- CHALLENGE
Copy each line of the data below with the word "index".

- GIVEN DATA
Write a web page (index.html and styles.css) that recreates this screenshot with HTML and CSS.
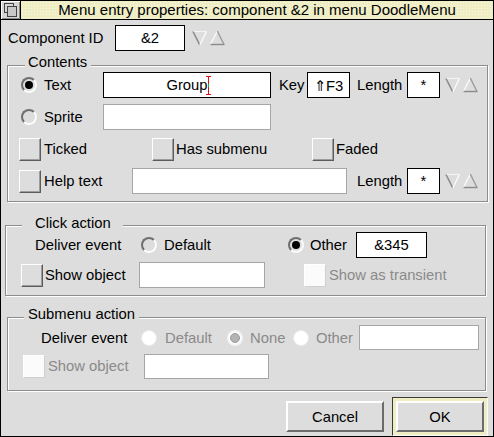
FILE: index.html
```html
<!DOCTYPE html>
<html>
<head>
<meta charset="utf-8">
<link rel="stylesheet" href="styles.css">
</head>
<body>
<div class="window">
  <div class="titlebar">
    <div class="back">
      <svg width="19" height="18" viewBox="0 0 19 18">
        <rect x="3.5" y="2.5" width="9" height="9" fill="none" stroke="#444"/>
        <rect x="6.5" y="5.5" width="9" height="10" fill="#c8c8c8" stroke="#444"/>
      </svg>
    </div>
    <div class="title">Menu entry properties: component &amp;2 in menu DoodleMenu</div>
  </div>

  <div class="idrow">
    <span class="lbl id-lbl">Component ID</span>
    <div class="field id-field">&amp;2</div>
    <svg class="adjust id-adjust" width="34" height="16" viewBox="0 0 34 16">
      <path d="M1 1.5 H14.5" stroke="#f4f4f4" stroke-width="1.2" fill="none"/>
      <path d="M1 1.5 L7.8 15" stroke="#8a8a8a" stroke-width="1.6" fill="none"/>
      <path d="M14.5 1.5 L7.8 15" stroke="#fafafa" stroke-width="1.4" fill="none"/>
      <path d="M18.5 14.5 L25.3 1" stroke="#fafafa" stroke-width="1.4" fill="none"/>
      <path d="M25.3 1 L32 14.5" stroke="#9a9a9a" stroke-width="1.4" fill="none"/>
      <path d="M18.5 14.5 H32.5" stroke="#8a8a8a" stroke-width="1.4" fill="none"/>
    </svg>
  </div>

  <div class="frame contents">
    <span class="legend contents-legend">Contents</span>
    <div class="row crow">
      <span class="radio on c-radio"></span>
      <span class="lbl opt-lbl">Text</span>
      <div class="field text-field">Group<span class="caret"></span></div>
      <span class="lbl key-lbl">Key</span>
      <div class="field key-field">&#x21D1;F3</div>
      <span class="lbl len-lbl">Length</span>
      <div class="field len-field">*</div>
      <svg class="adjust len-adjust" width="34" height="16" viewBox="0 0 34 16">
        <path d="M1 1.5 H14.5" stroke="#f4f4f4" stroke-width="1.2" fill="none"/>
        <path d="M1 1.5 L7.8 15" stroke="#8a8a8a" stroke-width="1.6" fill="none"/>
        <path d="M14.5 1.5 L7.8 15" stroke="#fafafa" stroke-width="1.4" fill="none"/>
        <path d="M18.5 14.5 L25.3 1" stroke="#fafafa" stroke-width="1.4" fill="none"/>
        <path d="M25.3 1 L32 14.5" stroke="#9a9a9a" stroke-width="1.4" fill="none"/>
        <path d="M18.5 14.5 H32.5" stroke="#8a8a8a" stroke-width="1.4" fill="none"/>
      </svg>
    </div>
    <div class="row crow">
      <span class="radio c-radio"></span>
      <span class="lbl opt-lbl">Sprite</span>
      <div class="field grey sprite-field"></div>
    </div>
    <div class="row crow">
      <span class="check c-check"></span>
      <span class="lbl ticked-lbl">Ticked</span>
      <span class="check"></span>
      <span class="lbl sub-lbl">Has submenu</span>
      <span class="check"></span>
      <span class="lbl faded-lbl">Faded</span>
    </div>
    <div class="row crow">
      <span class="check c-check"></span>
      <span class="lbl help-lbl">Help text</span>
      <div class="field grey help-field"></div>
      <span class="lbl len-lbl help-len">Length</span>
      <div class="field len-field">*</div>
      <svg class="adjust len-adjust" width="34" height="16" viewBox="0 0 34 16">
        <path d="M1 1.5 H14.5" stroke="#f4f4f4" stroke-width="1.2" fill="none"/>
        <path d="M1 1.5 L7.8 15" stroke="#8a8a8a" stroke-width="1.6" fill="none"/>
        <path d="M14.5 1.5 L7.8 15" stroke="#fafafa" stroke-width="1.4" fill="none"/>
        <path d="M18.5 14.5 L25.3 1" stroke="#fafafa" stroke-width="1.4" fill="none"/>
        <path d="M25.3 1 L32 14.5" stroke="#9a9a9a" stroke-width="1.4" fill="none"/>
        <path d="M18.5 14.5 H32.5" stroke="#8a8a8a" stroke-width="1.4" fill="none"/>
      </svg>
    </div>
  </div>

  <div class="frame click">
    <span class="legend click-legend">Click action</span>
    <div class="row arow">
      <span class="lbl deliver-lbl">Deliver event</span>
      <span class="radio"></span>
      <span class="lbl cdef-lbl">Default</span>
      <span class="radio on"></span>
      <span class="lbl cother-lbl">Other</span>
      <div class="field event-field">&amp;345</div>
    </div>
    <div class="row arow">
      <span class="check cshow-check"></span>
      <span class="lbl cshow-lbl">Show object</span>
      <div class="field grey cshow-field"></div>
      <span class="check dis trans-check"></span>
      <span class="lbl faded trans-lbl">Show as transient</span>
    </div>
  </div>

  <div class="frame submenu">
    <span class="legend sub-legend">Submenu action</span>
    <div class="row srow1">
      <span class="lbl sdeliver-lbl">Deliver event</span>
      <span class="radio dis"></span>
      <span class="lbl faded sdef-lbl">Default</span>
      <span class="radio none"></span>
      <span class="lbl faded snone-lbl">None</span>
      <span class="radio dis"></span>
      <span class="lbl faded sother-lbl">Other</span>
      <div class="field grey sother-field"></div>
    </div>
    <div class="row srow2">
      <span class="check dis sshow-check"></span>
      <span class="lbl faded sshow-lbl">Show object</span>
      <div class="field grey sshow-field"></div>
    </div>
  </div>

  <div class="buttons">
    <div class="btn cancel">Cancel</div>
    <div class="default-ring"><div class="btn ok">OK</div></div>
  </div>
</div>
</body>
</html>
```

FILE: styles.css
```css
html, body {
  margin: 0;
  padding: 0;
  background: #dddddd;
}

body {
  font-family: "Liberation Sans", Arial, "DejaVu Sans", sans-serif;
  font-size: 14.8px;
  color: #000;
}

.window {
  width: 494px;
  height: 437px;
  box-sizing: border-box;
  border: 1px solid #000;
  background: #dddddd;
  display: flex;
  flex-direction: column;
}

.titlebar {
  display: flex;
  height: 19px;
  box-sizing: border-box;
  border-bottom: 1px solid #000;
  flex: none;
}

.back {
  width: 19px;
  border-right: 1px solid #000;
  background: #d6d6d6;
  box-shadow: inset 1px 1px #fff, inset -1px -1px #8c8c8c;
  display: flex;
  align-items: center;
  justify-content: center;
}

.back svg {
  display: block;
}

.title {
  flex: 1;
  background-color: #eeedc4;
  background-image: radial-gradient(circle, rgba(255,255,255,0.55) 0.6px, transparent 0.9px);
  background-size: 3px 3px;
  display: flex;
  align-items: center;
  justify-content: center;
  font-size: 15px;
  line-height: 18px;
  white-space: nowrap;
}

.lbl {
  white-space: nowrap;
  flex: none;
  line-height: 18px;
}

.faded {
  color: #8a8a8a;
}

.idrow {
  display: flex;
  align-items: center;
  height: 26px;
  margin-top: 5px;
  padding-left: 7px;
  flex: none;
}

.id-lbl { width: 107px; }
.id-field { width: 70px; }
.id-adjust { margin-left: 7px; }

.adjust {
  display: block;
  flex: none;
}

.field {
  height: 26px;
  box-sizing: border-box;
  background: #fff;
  border: 1px solid #000;
  display: flex;
  align-items: center;
  justify-content: center;
  flex: none;
  white-space: nowrap;
}

.field.grey {
  border-color: #a6a6a6;
}

.caret {
  display: inline-block;
  width: 5px;
  height: 19px;
  margin-left: -2px;
  margin-right: -3px;
  background:
    linear-gradient(#19c419, #19c419) center / 1px 3px no-repeat,
    linear-gradient(#e01010, #e01010) center / 1px 100% no-repeat,
    linear-gradient(#e01010, #e01010) top / 5px 1px no-repeat,
    linear-gradient(#e01010, #e01010) bottom / 5px 1px no-repeat;
}

.frame {
  position: relative;
  box-sizing: border-box;
  border: 1px solid #8c8c8c;
  box-shadow: inset 1px 1px #fff, 1px 1px #fff;
  flex: none;
}

.legend {
  position: absolute;
  top: -13px;
  background: #dddddd;
  line-height: 18px;
  white-space: nowrap;
}

.contents {
  margin: 14px 0 0 6px;
  width: 481px;
  padding: 3px 0 4px;
}

.contents-legend {
  left: 17px;
  padding: 0 4px 0 3px;
}

.click {
  margin: 23px 0 0 4px;
  width: 481px;
  padding: 4px 0 5px;
}

.click-legend {
  top: -12px;
  left: 16px;
  padding: 0 12px 0 13px;
}

.submenu {
  margin: 21px 0 0 6px;
  width: 479px;
  padding: 5px 0 10px;
}

.sub-legend {
  left: 16px;
  padding: 0 4px;
}

.row {
  display: flex;
  align-items: center;
}

.crow { height: 32px; }
.arow { height: 30px; }
.srow1 { height: 29px; }
.srow2 { height: 28px; }

.radio {
  position: relative;
  width: 16px;
  height: 16px;
  box-sizing: border-box;
  border-radius: 50%;
  border: 2px solid;
  border-color: #6e6e6e #fbfbfb #fbfbfb #6e6e6e;
  background: #dddddd;
  flex: none;
}

.radio.on::after {
  content: "";
  position: absolute;
  inset: 2px;
  border-radius: 50%;
  background: #000;
}

.radio.dis {
  background: #fff;
  border: 1px solid #ececec;
}

.radio.none {
  background: #fff;
  border: 2px solid #f4f4f4;
}

.radio.none::after {
  content: "";
  position: absolute;
  inset: 1px;
  border-radius: 50%;
  background: #b4b4b4;
  border: 1px solid #9a9a9a;
  box-sizing: border-box;
}

.check {
  width: 22px;
  height: 23px;
  box-sizing: border-box;
  border: 1px solid;
  border-color: #fff #5c5c5c #5c5c5c #fff;
  box-shadow: inset -1px -1px #9c9c9c;
  background: #dddddd;
  flex: none;
}

.check.dis {
  background: #fbfbfb;
  border-color: #fff #cfcfcf #cfcfcf #fff;
  box-shadow: none;
}

/* Contents rows */
.c-radio { margin-left: 13px; }
.opt-lbl { margin-left: 7px; width: 59px; }
.text-field { width: 168px; }
.key-lbl { margin-left: 8px; width: 28px; }
.key-field { width: 43px; }
.len-lbl { margin-left: 7px; width: 50px; }
.len-field { width: 33px; }
.len-adjust { margin-left: 5px; }
.sprite-field { width: 168px; }

.c-check { margin-left: 11px; }
.ticked-lbl { margin-left: 3px; width: 108px; }
.sub-lbl { margin-left: 2px; width: 136px; }
.faded-lbl { margin-left: 2px; }
.help-lbl { margin-left: 3px; width: 88px; }
.help-field { width: 215px; }
.help-len { margin-left: 10px; }

/* Click action */
.deliver-lbl { margin-left: 29px; width: 106px; }
.cdef-lbl { margin-left: 7px; width: 124px; }
.cother-lbl { margin-left: 6px; width: 46px; }
.event-field { width: 71px; }
.cshow-check { margin-left: 15px; }
.cshow-lbl { margin-left: 2px; width: 94px; }
.cshow-field { width: 126px; }
.trans-check { margin-left: 39px; }
.trans-lbl { margin-left: 3px; }

/* Submenu action */
.sdeliver-lbl { margin-left: 33px; width: 100px; }
.sdef-lbl { margin-left: 8px; width: 62px; }
.snone-lbl { margin-left: 7px; width: 43px; }
.sother-lbl { margin-left: 7px; width: 43px; }
.sother-field { width: 120px; height: 25px; }
.sshow-check { margin-left: 15px; }
.sshow-lbl { margin-left: 3px; width: 96px; }
.sshow-field { width: 125px; height: 25px; }

/* Buttons */
.buttons {
  display: flex;
  justify-content: flex-end;
  align-items: center;
  gap: 8px;
  margin-top: 6px;
  padding-right: 5px;
  flex: none;
}

.btn {
  height: 31px;
  box-sizing: border-box;
  background: #dddddd;
  border: 2px solid;
  border-color: #fff #6b6b6b #6b6b6b #fff;
  display: flex;
  align-items: center;
  justify-content: center;
  line-height: 18px;
}

.cancel {
  width: 98px;
}

.default-ring {
  padding: 3px;
  background: #eeedc4;
  border: 1px solid;
  border-color: #3a3a3a #fafafa #fafafa #3a3a3a;
}

.ok {
  width: 88px;
}
```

- FULL ANSWER
Write a web page (index.html and styles.css) that recreates this screenshot with HTML and CSS.
FILE: index.html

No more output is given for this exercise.